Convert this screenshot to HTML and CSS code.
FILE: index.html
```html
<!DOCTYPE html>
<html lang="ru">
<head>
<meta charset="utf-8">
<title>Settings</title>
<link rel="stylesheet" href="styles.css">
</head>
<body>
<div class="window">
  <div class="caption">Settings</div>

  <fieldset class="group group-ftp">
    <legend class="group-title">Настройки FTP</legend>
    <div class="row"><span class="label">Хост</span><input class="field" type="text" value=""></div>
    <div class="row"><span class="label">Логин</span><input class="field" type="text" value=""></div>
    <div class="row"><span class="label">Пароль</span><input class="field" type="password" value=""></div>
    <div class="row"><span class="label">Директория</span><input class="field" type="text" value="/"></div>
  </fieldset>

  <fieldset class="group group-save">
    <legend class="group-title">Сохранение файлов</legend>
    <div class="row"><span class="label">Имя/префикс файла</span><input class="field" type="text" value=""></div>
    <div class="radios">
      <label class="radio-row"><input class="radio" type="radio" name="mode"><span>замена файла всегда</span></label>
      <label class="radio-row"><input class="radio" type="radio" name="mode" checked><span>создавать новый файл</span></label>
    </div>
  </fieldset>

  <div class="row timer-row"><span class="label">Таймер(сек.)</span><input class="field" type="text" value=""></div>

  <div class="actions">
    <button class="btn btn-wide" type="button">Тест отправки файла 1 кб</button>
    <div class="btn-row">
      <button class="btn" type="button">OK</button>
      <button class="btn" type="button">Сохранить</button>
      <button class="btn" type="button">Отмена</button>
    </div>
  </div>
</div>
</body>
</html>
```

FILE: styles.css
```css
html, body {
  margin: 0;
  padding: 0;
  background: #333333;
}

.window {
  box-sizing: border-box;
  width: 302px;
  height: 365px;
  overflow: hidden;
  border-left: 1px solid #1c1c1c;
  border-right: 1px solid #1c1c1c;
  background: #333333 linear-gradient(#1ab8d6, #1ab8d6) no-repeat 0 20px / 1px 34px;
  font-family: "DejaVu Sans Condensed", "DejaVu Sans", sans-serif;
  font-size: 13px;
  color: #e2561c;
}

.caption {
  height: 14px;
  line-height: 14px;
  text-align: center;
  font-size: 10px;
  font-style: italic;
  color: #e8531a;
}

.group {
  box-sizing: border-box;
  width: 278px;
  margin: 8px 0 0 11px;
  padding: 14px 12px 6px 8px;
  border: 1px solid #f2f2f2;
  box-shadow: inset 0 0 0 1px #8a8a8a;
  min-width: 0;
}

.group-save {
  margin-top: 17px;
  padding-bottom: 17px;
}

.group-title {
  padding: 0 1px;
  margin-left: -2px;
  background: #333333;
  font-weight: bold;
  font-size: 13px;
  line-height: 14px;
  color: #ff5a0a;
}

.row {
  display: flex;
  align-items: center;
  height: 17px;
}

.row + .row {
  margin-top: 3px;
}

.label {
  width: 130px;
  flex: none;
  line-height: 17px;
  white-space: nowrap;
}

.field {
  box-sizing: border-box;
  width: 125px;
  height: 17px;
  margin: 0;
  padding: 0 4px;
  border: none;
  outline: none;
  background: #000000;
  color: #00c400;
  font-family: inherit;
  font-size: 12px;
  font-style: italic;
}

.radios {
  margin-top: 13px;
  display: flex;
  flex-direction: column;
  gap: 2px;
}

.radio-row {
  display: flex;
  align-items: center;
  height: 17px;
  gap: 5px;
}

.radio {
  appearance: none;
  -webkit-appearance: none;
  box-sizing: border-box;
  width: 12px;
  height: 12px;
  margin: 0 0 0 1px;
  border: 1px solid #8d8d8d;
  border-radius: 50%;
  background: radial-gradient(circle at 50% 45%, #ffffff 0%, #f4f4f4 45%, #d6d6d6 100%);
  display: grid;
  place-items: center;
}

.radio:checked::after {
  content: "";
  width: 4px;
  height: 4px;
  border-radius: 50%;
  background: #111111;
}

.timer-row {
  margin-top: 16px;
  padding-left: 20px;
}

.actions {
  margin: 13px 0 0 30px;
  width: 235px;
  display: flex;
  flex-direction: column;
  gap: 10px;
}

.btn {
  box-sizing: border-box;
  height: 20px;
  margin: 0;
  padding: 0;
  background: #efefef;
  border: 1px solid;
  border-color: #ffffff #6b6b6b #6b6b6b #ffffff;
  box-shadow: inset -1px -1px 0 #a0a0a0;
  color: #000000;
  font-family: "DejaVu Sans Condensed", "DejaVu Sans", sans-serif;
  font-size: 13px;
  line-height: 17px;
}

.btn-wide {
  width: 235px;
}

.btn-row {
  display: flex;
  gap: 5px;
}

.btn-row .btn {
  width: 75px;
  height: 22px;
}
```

________

*Task brief*: Retype the whole listing above exactly.

*Solution below*:
Convert this screenshot to HTML and CSS code.
FILE: index.html
```html
<!DOCTYPE html>
<html lang="ru">
<head>
<meta charset="utf-8">
<title>Settings</title>
<link rel="stylesheet" href="styles.css">
</head>
<body>
<div class="window">
  <div class="caption">Settings</div>

  <fieldset class="group group-ftp">
    <legend class="group-title">Настройки FTP</legend>
    <div class="row"><span class="label">Хост</span><input class="field" type="text" value=""></div>
    <div class="row"><span class="label">Логин</span><input class="field" type="text" value=""></div>
    <div class="row"><span class="label">Пароль</span><input class="field" type="password" value=""></div>
    <div class="row"><span class="label">Директория</span><input class="field" type="text" value="/"></div>
  </fieldset>

  <fieldset class="group group-save">
    <legend class="group-title">Сохранение файлов</legend>
    <div class="row"><span class="label">Имя/префикс файла</span><input class="field" type="text" value=""></div>
    <div class="radios">
      <label class="radio-row"><input class="radio" type="radio" name="mode"><span>замена файла всегда</span></label>
      <label class="radio-row"><input class="radio" type="radio" name="mode" checked><span>создавать новый файл</span></label>
    </div>
  </fieldset>

  <div class="row timer-row"><span class="label">Таймер(сек.)</span><input class="field" type="text" value=""></div>

  <div class="actions">
    <button class="btn btn-wide" type="button">Тест отправки файла 1 кб</button>
    <div class="btn-row">
      <button class="btn" type="button">OK</button>
      <button class="btn" type="button">Сохранить</button>
      <button class="btn" type="button">Отмена</button>
    </div>
  </div>
</div>
</body>
</html>
```

FILE: styles.css
```css
html, body {
  margin: 0;
  padding: 0;
  background: #333333;
}

.window {
  box-sizing: border-box;
  width: 302px;
  height: 365px;
  overflow: hidden;
  border-left: 1px solid #1c1c1c;
  border-right: 1px solid #1c1c1c;
  background: #333333 linear-gradient(#1ab8d6, #1ab8d6) no-repeat 0 20px / 1px 34px;
  font-family: "DejaVu Sans Condensed", "DejaVu Sans", sans-serif;
  font-size: 13px;
  color: #e2561c;
}

.caption {
  height: 14px;
  line-height: 14px;
  text-align: center;
  font-size: 10px;
  font-style: italic;
  color: #e8531a;
}

.group {
  box-sizing: border-box;
  width: 278px;
  margin: 8px 0 0 11px;
  padding: 14px 12px 6px 8px;
  border: 1px solid #f2f2f2;
  box-shadow: inset 0 0 0 1px #8a8a8a;
  min-width: 0;
}

.group-save {
  margin-top: 17px;
  padding-bottom: 17px;
}

.group-title {
  padding: 0 1px;
  margin-left: -2px;
  background: #333333;
  font-weight: bold;
  font-size: 13px;
  line-height: 14px;
  color: #ff5a0a;
}

.row {
  display: flex;
  align-items: center;
  height: 17px;
}

.row + .row {
  margin-top: 3px;
}

.label {
  width: 130px;
  flex: none;
  line-height: 17px;
  white-space: nowrap;
}

.field {
  box-sizing: border-box;
  width: 125px;
  height: 17px;
  margin: 0;
  padding: 0 4px;
  border: none;
  outline: none;
  background: #000000;
  color: #00c400;
  font-family: inherit;
  font-size: 12px;
  font-style: italic;
}

.radios {
  margin-top: 13px;
  display: flex;
  flex-direction: column;
  gap: 2px;
}

.radio-row {
  display: flex;
  align-items: center;
  height: 17px;
  gap: 5px;
}

.radio {
  appearance: none;
  -webkit-appearance: none;
  box-sizing: border-box;
  width: 12px;
  height: 12px;
  margin: 0 0 0 1px;
  border: 1px solid #8d8d8d;
  border-radius: 50%;
  background: radial-gradient(circle at 50% 45%, #ffffff 0%, #f4f4f4 45%, #d6d6d6 100%);
  display: grid;
  place-items: center;
}

.radio:checked::after {
  content: "";
  width: 4px;
  height: 4px;
  border-radius: 50%;
  background: #111111;
}

.timer-row {
  margin-top: 16px;
  padding-left: 20px;
}

.actions {
  margin: 13px 0 0 30px;
  width: 235px;
  display: flex;
  flex-direction: column;
  gap: 10px;
}

.btn {
  box-sizing: border-box;
  height: 20px;
  margin: 0;
  padding: 0;
  background: #efefef;
  border: 1px solid;
  border-color: #ffffff #6b6b6b #6b6b6b #ffffff;
  box-shadow: inset -1px -1px 0 #a0a0a0;
  color: #000000;
  font-family: "DejaVu Sans Condensed", "DejaVu Sans", sans-serif;
  font-size: 13px;
  line-height: 17px;
}

.btn-wide {
  width: 235px;
}

.btn-row {
  display: flex;
  gap: 5px;
}

.btn-row .btn {
  width: 75px;
  height: 22px;
}
```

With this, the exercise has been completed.